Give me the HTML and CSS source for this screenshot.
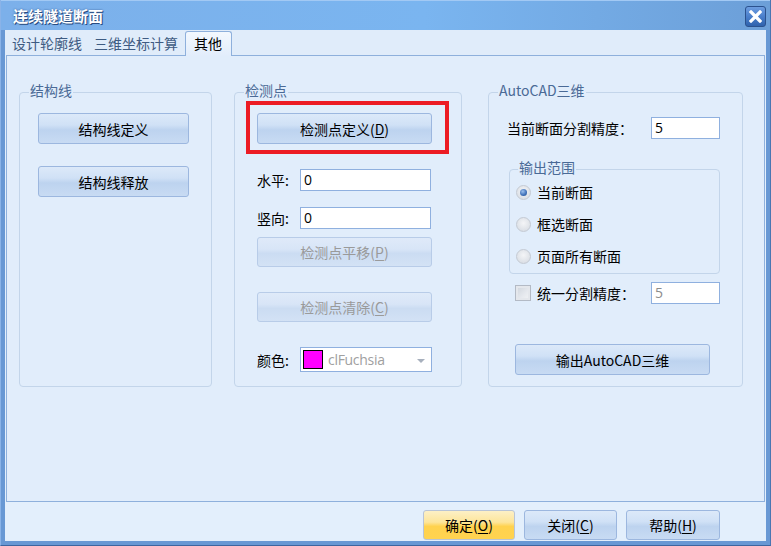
FILE: index.html
```html
<!DOCTYPE html>
<html lang="zh">
<head>
<meta charset="utf-8">
<title>连续隧道断面</title>
<link rel="stylesheet" href="styles.css">
</head>
<body>
<div class="window">
  <div class="titlebar">
    <span class="title">连续隧道断面</span>
    <span class="close">
      <svg width="13" height="13" viewBox="0 0 13 13"><path d="M2 2 L11 11 M11 2 L2 11" stroke="#fff" stroke-width="3.2" stroke-linecap="square"/></svg>
    </span>
  </div>
  <div class="client">
    <div class="tabs">
      <div class="tab">设计轮廓线</div>
      <div class="tab">三维坐标计算</div>
      <div class="tab active">其他</div>
    </div>
    <div class="page">
      <fieldset class="group g1">
        <legend class="legend">结构线</legend>
        <div class="body b1">
          <div class="btn w151">结构线定义</div>
          <div class="btn w151">结构线释放</div>
        </div>
      </fieldset>
      <fieldset class="group g2">
        <legend class="legend">检测点</legend>
        <div class="body b2">
          <div class="hl-wrap">
            <div class="btn w175">检测点定义(<u>D</u>)</div>
            <span class="highlight"></span>
          </div>
          <div class="row r-h">
            <span class="lbl">水平:</span>
            <span class="input">0</span>
          </div>
          <div class="row r-v">
            <span class="lbl">竖向:</span>
            <span class="input">0</span>
          </div>
          <div class="btn w175 disabled m-move">检测点平移(<u>P</u>)</div>
          <div class="btn w175 disabled m-clear">检测点清除(<u>C</u>)</div>
          <div class="row r-c">
            <span class="lbl">颜色:</span>
            <span class="combo">
              <span class="swatch"></span>
              <span class="ctext">clFuchsia</span>
              <span class="arrow"></span>
            </span>
          </div>
        </div>
      </fieldset>
      <fieldset class="group g3">
        <legend class="legend">AutoCAD三维</legend>
        <div class="body b3">
          <div class="row r-prec">
            <span class="lbl3">当前断面分割精度：</span>
            <span class="input small">5</span>
          </div>
          <fieldset class="subgroup">
            <legend class="legend sub">输出范围</legend>
            <div class="radios">
              <div class="radio-row"><span class="radio on"></span>当前断面</div>
              <div class="radio-row"><span class="radio"></span>框选断面</div>
              <div class="radio-row"><span class="radio"></span>页面所有断面</div>
            </div>
          </fieldset>
          <div class="row r-uni">
            <span class="check"></span>
            <span class="lbl-uni">统一分割精度：</span>
            <span class="input small grey">5</span>
          </div>
          <div class="btn w195 m-out">输出AutoCAD三维</div>
        </div>
      </fieldset>
    </div>
    <div class="bottombar">
      <div class="btn bb ok">确定(<u>O</u>)</div>
      <div class="btn bb">关闭(<u>C</u>)</div>
      <div class="btn bb help">帮助(<u>H</u>)</div>
    </div>
  </div>
</div>
</body>
</html>
```
FILE: styles.css
```css
body {
  margin: 0;
  font-family: "Noto Sans CJK SC", "Noto Sans", sans-serif;
  font-size: 14px;
  color: #000;
}

.window {
  width: 771px;
  height: 546px;
  box-sizing: border-box;
  background: #6898d4;
  border-left: 1px solid #8ab3e8;
  border-right: 1px solid #4a76b2;
  border-bottom: 1px solid #3d66a0;
  display: flex;
  flex-direction: column;
}

.titlebar {
  height: 30px;
  flex: none;
  box-sizing: border-box;
  border-top: 1px solid #a2c9f4;
  background: linear-gradient(90deg, #7cb0ea 0%, #7ab5f0 55%, #6c9fd8 100%);
  display: flex;
  align-items: center;
  justify-content: space-between;
  padding: 0 4px 0 12px;
}

.title {
  color: #fff;
  font-weight: bold;
  font-size: 15px;
  line-height: 20px;
  text-shadow: 1px 1px 0 #284c82, 0 0 2px #3a5f96;
}

.close {
  width: 21px;
  height: 21px;
  box-sizing: border-box;
  border: 1px solid #2b528e;
  border-radius: 3px;
  background: linear-gradient(#6d9de0 0%, #4a7fcb 50%, #2f62ad 100%);
  display: flex;
  align-items: center;
  justify-content: center;
  margin-top: 2px;
}

.client {
  flex: 1;
  margin: 0 4px 4px 4px;
  background: #e3effc;
  display: flex;
  flex-direction: column;
}

.tabs {
  height: 25px;
  flex: none;
  display: flex;
  align-items: flex-end;
  padding-left: 1px;
  background: #e0ecfa;
}

.tab {
  height: 24px;
  box-sizing: border-box;
  padding: 0 6px;
  line-height: 24px;
  color: #3e5b82;
}

.tab.active {
  height: 25px;
  margin-left: 1px;
  border: 1px solid #8eb0dc;
  border-bottom: none;
  border-radius: 3px 3px 0 0;
  background: linear-gradient(#f3f8fe, #e2edfb);
  color: #000;
  padding: 0 9px 0 8px;
  line-height: 23px;
  margin-bottom: -1px;
  position: relative;
  z-index: 1;
}

.page {
  height: 447px;
  flex: none;
  box-sizing: border-box;
  margin: 0 1px;
  border: 1px solid #8eb0dc;
  background: #e1edfb;
  display: flex;
  align-items: flex-start;
  padding: 25px 0 0 12px;
}

.group {
  margin: 0;
  padding: 0;
  border: 1px solid #c3d5ea;
  border-radius: 4px;
  box-sizing: border-box;
  height: 306px;
  min-width: 0;
}

.g1 { width: 193px; }
.g2 { width: 228px; margin-left: 22px; }
.g3 { width: 255px; margin-left: 26px; }

.legend {
  margin-left: 9px;
  padding: 0 1px 4px 1px;
  line-height: 18px;
  color: #4a6a96;
}

.body { padding-top: 10px; }
.b1 { padding-left: 18px; display: flex; flex-direction: column; gap: 22px; }
.b2 { padding-left: 22px; }
.b3 { padding-left: 18px; padding-top: 14px; }

.btn {
  box-sizing: border-box;
  height: 31px;
  border: 1px solid #9cb7df;
  border-radius: 3px;
  background: linear-gradient(#dce9f9 0%, #d0e1f6 38%, #bdd3ef 55%, #c8dbf3 100%);
  display: flex;
  align-items: center;
  justify-content: center;
  line-height: 18px;
}

.btn u { text-decoration: underline; text-underline-offset: 2px; }

.w151 { width: 151px; }
.w175 { width: 175px; }
.w195 { width: 195px; }

.btn.disabled {
  height: 30px;
  border-color: #b8cce8;
  background: linear-gradient(#dfeaf9 0%, #d8e5f7 40%, #cbdcf2 55%, #d3e2f5 100%);
  color: #9a9a9a;
}

.hl-wrap { position: relative; width: 175px; }

.highlight {
  position: absolute;
  left: -11px;
  top: -12px;
  width: 203px;
  height: 53px;
  box-sizing: border-box;
  border: 4px solid #ec1c24;
}

.row { display: flex; align-items: center; }

.lbl { width: 43px; line-height: 18px; }

.input {
  box-sizing: border-box;
  width: 131px;
  height: 22px;
  border: 1px solid #8fb0df;
  background: #fff;
  padding-left: 3px;
  line-height: 20px;
  font-family: "Open Sans", "Noto Sans", sans-serif;
  font-size: 14px;
}

.r-h { margin-top: 25px; }
.r-v { margin-top: 16px; }
.m-move { margin-top: 8px; }
.m-clear { margin-top: 25px; }
.r-c { margin-top: 25px; }

.combo {
  box-sizing: border-box;
  width: 132px;
  height: 25px;
  border: 1px solid #8fb0df;
  background: #fff;
  display: flex;
  align-items: center;
  padding-left: 2px;
}

.swatch {
  width: 20px;
  height: 19px;
  box-sizing: border-box;
  border: 1px solid #000;
  background: #ff00ff;
}

.ctext {
  margin-left: 5px;
  color: #a0a0a0;
  font-family: "Open Sans", "Noto Sans", sans-serif;
  font-size: 14px;
  flex: 1;
  letter-spacing: -0.3px;
}

.arrow {
  width: 0;
  height: 0;
  border-left: 4px solid transparent;
  border-right: 4px solid transparent;
  border-top: 4px solid #a7b0bd;
  margin-right: 6px;
  margin-top: 2px;
}

.lbl3 { width: 144px; line-height: 18px; }

.input.small { width: 69px; }
.input.grey { color: #8c8c8c; }

.subgroup {
  margin: 19px 0 0 2px;
  padding: 0;
  width: 211px;
  height: 116px;
  box-sizing: border-box;
  border: 1px solid #c3d5ea;
  border-radius: 4px;
  min-width: 0;
}

.legend.sub { margin-left: 8px; }

.radios {
  padding-left: 6px;
  display: flex;
  flex-direction: column;
  gap: 8px;
}

.radio-row {
  height: 24px;
  display: flex;
  align-items: center;
  line-height: 18px;
}

.radio {
  width: 15px;
  height: 15px;
  box-sizing: border-box;
  border-radius: 50%;
  border: 1px solid #c4cad3;
  background: radial-gradient(circle at 50% 40%, #f4f5f7 0%, #dde1e7 70%, #cfd4dc 100%);
  margin-right: 6px;
  display: flex;
  align-items: center;
  justify-content: center;
}

.radio.on::after {
  content: "";
  width: 7px;
  height: 7px;
  border-radius: 50%;
  background: radial-gradient(circle at 40% 35%, #9cc0ee 0%, #3d6fb8 60%, #284f8e 100%);
}

.r-uni { margin-top: 8px; margin-left: 8px; }

.check {
  width: 16px;
  height: 16px;
  box-sizing: border-box;
  border: 1px solid #b3bac5;
  background: linear-gradient(135deg, #cdd3db 0%, #e6e9ee 60%, #f3f4f6 100%);
  box-shadow: inset 0 0 0 2px #e4e7ec;
  margin-right: 6px;
}

.lbl-uni { width: 114px; line-height: 18px; }

.m-out { margin-top: 40px; margin-left: 8px; }

.bottombar {
  flex: 1;
  display: flex;
  justify-content: flex-end;
  align-items: flex-start;
  gap: 9px;
  padding: 8px 46px 0 0;
}

.btn.bb {
  width: 93px;
  height: 30px;
}

.btn.help { width: 94px; }

.btn.ok {
  width: 92px;
  border-color: #b9c4d6;
  background: linear-gradient(#fdf0c6 0%, #fde59a 40%, #ffd24e 55%, #ffd350 100%);
}
```
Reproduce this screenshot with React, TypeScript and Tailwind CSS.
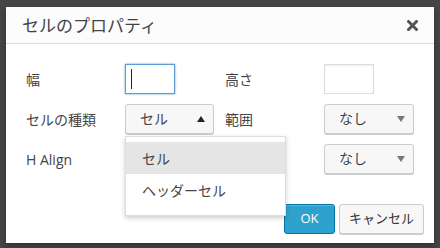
import React from "react";

const font = { fontFamily: '"Open Sans", "Noto Sans CJK JP", sans-serif' };

function Caret({ up }: { up?: boolean }) {
  return up ? (
    <svg width="8" height="6" viewBox="0 0 8 6" className="text-[#222]">
      <path d="M0 6 L4 0 L8 6 Z" fill="currentColor" />
    </svg>
  ) : (
    <svg width="8" height="6" viewBox="0 0 8 6" className="text-[#777]">
      <path d="M0 0 L8 0 L4 6 Z" fill="currentColor" />
    </svg>
  );
}

function Select({ value, open, width }: { value: string; open?: boolean; width: string }) {
  return (
    <div
      className={`${width} h-[30px] flex items-center justify-between pl-[14px] pr-[8px] bg-[#f7f7f7] border border-[#cccccc] rounded-[3px] shadow-[0_1px_0_#ccc] text-[14px] text-[#444] leading-none`}
    >
      <span>{value}</span>
      <Caret up={open} />
    </div>
  );
}

export default function App() {
  return (
    <div className="w-[440px] h-[248px] bg-[#454545] pt-[7px] pl-[6px] overflow-hidden" style={font}>
      <div className="w-[428px] h-[236px] bg-white flex flex-col shadow-[0_3px_6px_rgba(0,0,0,0.3)]">
        {/* header */}
        <div className="h-[37px] shrink-0 bg-[#fcfcfc] border-b border-[#dddddd] flex items-center justify-between pl-[16px] pr-[16px]">
          <span className="text-[17px] text-[#444] leading-none mt-[1px]">セルのプロパティ</span>
          <svg width="11" height="11" viewBox="0 0 11 11" className="text-[#555] mt-[1px]">
            <path d="M1.5 1.5 L9.5 9.5 M9.5 1.5 L1.5 9.5" stroke="currentColor" strokeWidth="3" strokeLinecap="square" />
          </svg>
        </div>

        {/* body */}
        <div className="flex-1 pt-[20px] pl-[20px] flex flex-col gap-[10px] relative">
          <div className="flex items-center h-[30px]">
            <div className="w-[99px] text-[14px] text-[#444]">幅</div>
            <div className="w-[100px]">
              <div className="w-[50px] h-[30px] border border-[#5b9dd9] shadow-[0_0_2px_rgba(30,140,190,0.8)] flex items-center pl-[5px]">
                <div className="w-px h-[20px] bg-[#222]" />
              </div>
            </div>
            <div className="w-[99px] text-[14px] text-[#444]">高さ</div>
            <div className="w-[50px] h-[30px] border border-[#dddddd] shadow-[inset_0_1px_2px_rgba(0,0,0,0.07)]" />
          </div>

          <div className="flex items-center h-[30px]">
            <div className="w-[99px] text-[14px] text-[#444]">セルの種類</div>
            <div className="w-[100px] relative">
              <Select value="セル" open width="w-[89px]" />
              <div className="absolute left-0 top-[32px] w-[161px] bg-white border border-[#dddddd] shadow-[0_2px_5px_rgba(0,0,0,0.2)] pt-[5px] pb-[9px] z-10">
                <div className="h-[32px] bg-[#e5e5e5] flex items-center pl-[16px] text-[14px] text-[#444]">セル</div>
                <div className="h-[32px] flex items-center pl-[16px] text-[14px] text-[#444]">ヘッダーセル</div>
              </div>
            </div>
            <div className="w-[99px] text-[14px] text-[#444]">範囲</div>
            <Select value="なし" width="w-[90px]" />
          </div>

          <div className="flex items-center h-[30px]">
            <div className="w-[99px] text-[14px] text-[#444]">H Align</div>
            <div className="w-[100px]" />
            <div className="w-[99px]" />
            <Select value="なし" width="w-[90px]" />
          </div>
        </div>

        {/* footer */}
        <div className="flex justify-end gap-[4px] pr-[10px] pb-[9px]">
          <button className="w-[51px] h-[30px] bg-[#2ea2cc] border border-[#0074a2] rounded-[3px] text-white text-[13px] shadow-[inset_0_1px_0_rgba(120,200,230,0.5)]">
            OK
          </button>
          <button className="w-[85px] h-[30px] bg-[#f7f7f7] border border-[#cccccc] rounded-[3px] text-[#333] text-[13px] shadow-[0_1px_0_#ccc]">
            キャンセル
          </button>
        </div>
      </div>
    </div>
  );
}
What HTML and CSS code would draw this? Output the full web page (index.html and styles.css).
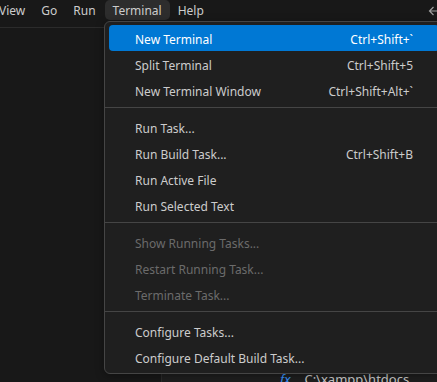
FILE: index.html
```html
<!DOCTYPE html>
<html lang="en">
<head>
    <meta charset="UTF-8">
    <title>Terminal menu</title>
    <link rel="stylesheet" href="styles.css">
</head>
<body>
    <div class="titlebar">
        <ul class="menubar">
            <li class="menubar-item">View</li>
            <li class="menubar-item">Go</li>
            <li class="menubar-item">Run</li>
            <li class="menubar-item open">Terminal</li>
            <li class="menubar-item">Help</li>
        </ul>
        <svg class="nav-back" width="14" height="14" viewBox="0 0 14 14">
            <path d="M14 7H2.5M6.5 3L2.5 7L6.5 11" fill="none" stroke="#9d9d9d" stroke-width="1.2"/>
        </svg>
    </div>

    <div class="workbench">
        <div class="sidebar"></div>
        <div class="editor">
            <div class="editor-line">
                <span class="fx">fx</span>
                <span class="path">C:\xampp\htdocs</span>
            </div>
        </div>
    </div>

    <!-- dropdown for the Terminal menu -->
    <div class="menu">
        <div class="menu-item active"><span>New Terminal</span><span class="keys">Ctrl+Shift+`</span></div>
        <div class="menu-item"><span>Split Terminal</span><span class="keys">Ctrl+Shift+5</span></div>
        <div class="menu-item"><span>New Terminal Window</span><span class="keys">Ctrl+Shift+Alt+`</span></div>
        <div class="separator"></div>
        <div class="menu-item"><span>Run Task...</span></div>
        <div class="menu-item"><span>Run Build Task...</span><span class="keys">Ctrl+Shift+B</span></div>
        <div class="menu-item"><span>Run Active File</span></div>
        <div class="menu-item"><span>Run Selected Text</span></div>
        <div class="separator"></div>
        <div class="menu-item disabled"><span>Show Running Tasks...</span></div>
        <div class="menu-item disabled"><span>Restart Running Task...</span></div>
        <div class="menu-item disabled"><span>Terminate Task...</span></div>
        <div class="separator"></div>
        <div class="menu-item"><span>Configure Tasks...</span></div>
        <div class="menu-item"><span>Configure Default Build Task...</span></div>
    </div>
</body>
</html>
```

FILE: styles.css
```css
* {
    margin: 0;
    padding: 0;
    box-sizing: border-box;
}

body {
    font-family: "Noto Sans", "Open Sans", sans-serif;
    font-size: 12px;
    color: #cccccc;
    background: #181818;
    width: 437px;
    height: 382px;
    overflow: hidden;
    position: relative;
}

.titlebar {
    height: 28px;
    border-bottom: 1px solid #2b2b2b;
    display: flex;
    justify-content: space-between;
}

.menubar {
    list-style: none;
    display: flex;
    margin-left: -9px;
}

.menubar-item {
    height: 20px;
    line-height: 22px;
    padding: 0 8px;
    border-radius: 5px;
    color: #cccccc;
}

.menubar-item.open {
    background: #2d2d2d;
    margin-left: 1px;
}

.nav-back {
    margin-top: 4px;
    margin-right: -4px;
}

.workbench {
    display: flex;
    height: 354px;
}

.sidebar {
    width: 161px;
    background: #181818;
}

.editor {
    flex: 1;
    background: #1f1f1f;
    border-left: 1px solid #2b2b2b;
    padding: 342px 0 0 118px;
}

.editor-line {
    display: flex;
    gap: 14px;
    font-size: 13px;
    line-height: 18px;
}

.fx {
    color: #3794ff;
    font-style: italic;
}

.menu {
    position: absolute;
    left: 104px;
    top: 21px;
    width: 340px;
    padding: 3px 4px;
    background: #1f1f1f;
    border: 1px solid #454545;
    border-radius: 6px;
    box-shadow: 0 2px 8px rgba(0, 0, 0, 0.36);
}

.menu-item {
    height: 26px;
    display: flex;
    align-items: center;
    justify-content: space-between;
    padding: 2px 26px 0 26px;
    border-radius: 4px;
    color: #cccccc;
}

.menu-item.active {
    background: #0078d4;
    color: #ffffff;
}

.menu-item.disabled {
    color: #6b6b6b;
}

.keys {
    color: inherit;
}

.separator {
    height: 1px;
    margin: 4px -4px 6px;
    background: #454545;
}
```
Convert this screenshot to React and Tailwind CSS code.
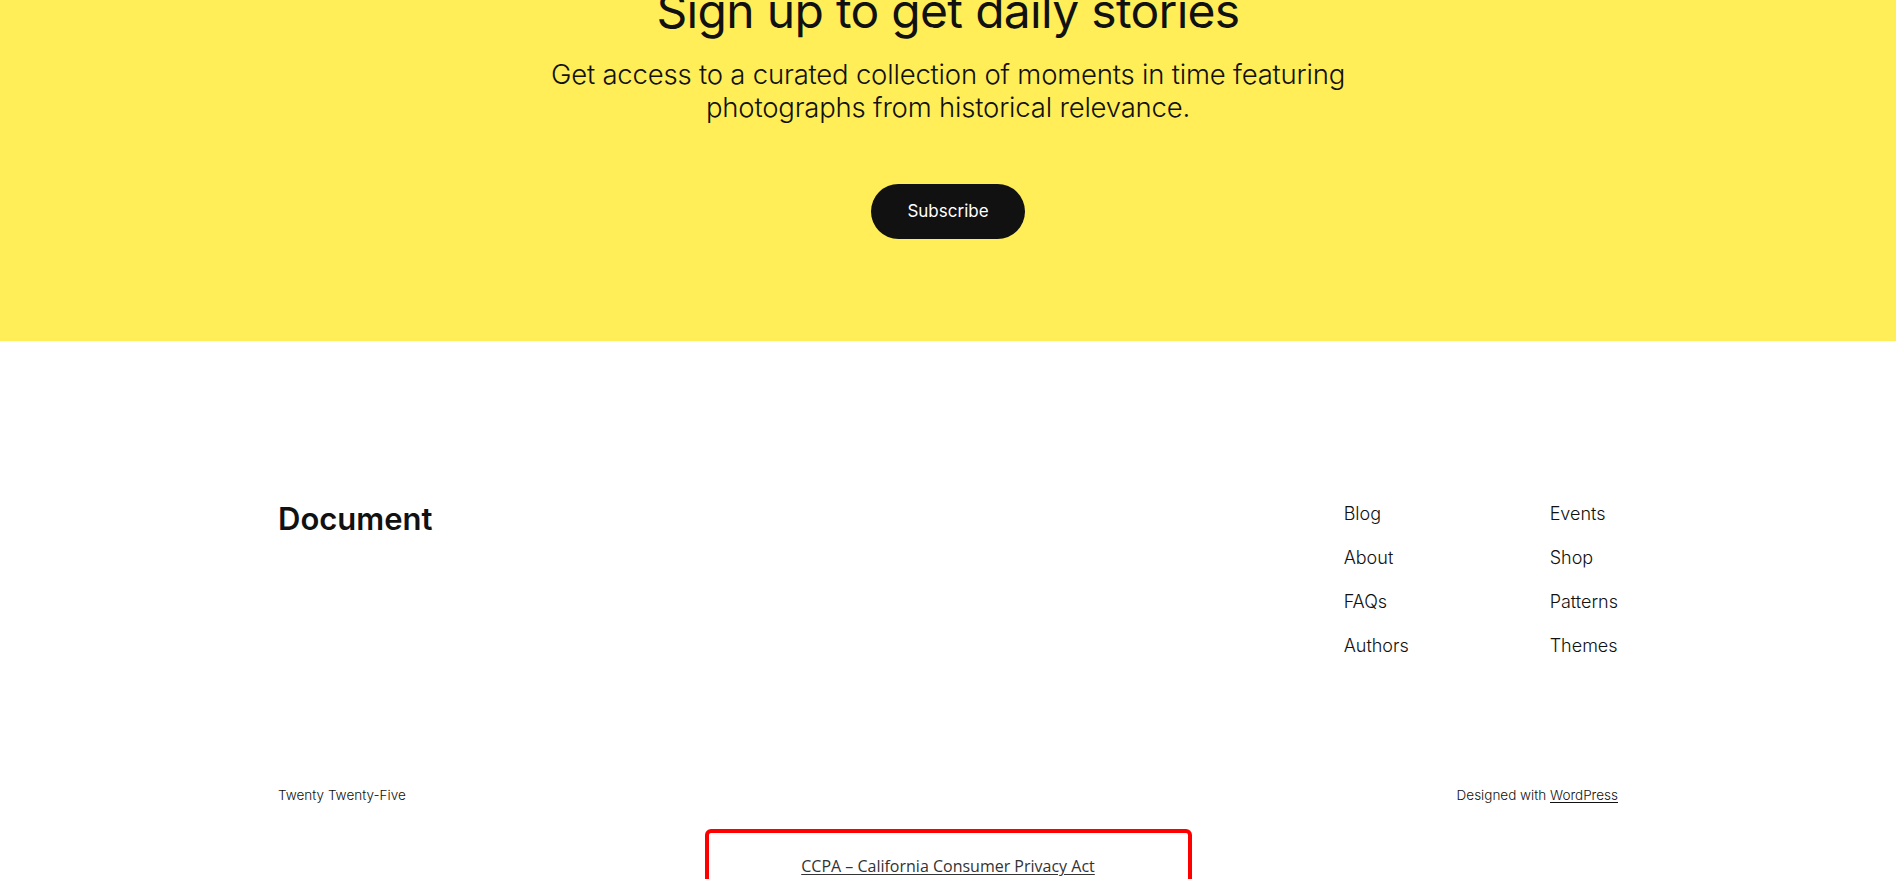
━━━━━━━━
◆ **YOUR GOAL**
Find all lines holding the string "page" and copy them.

◆ **EXERCISE ANSWER**
    <div class="page">
.page {
What HTML and CSS code would draw this? Output the full web page (index.html and styles.css).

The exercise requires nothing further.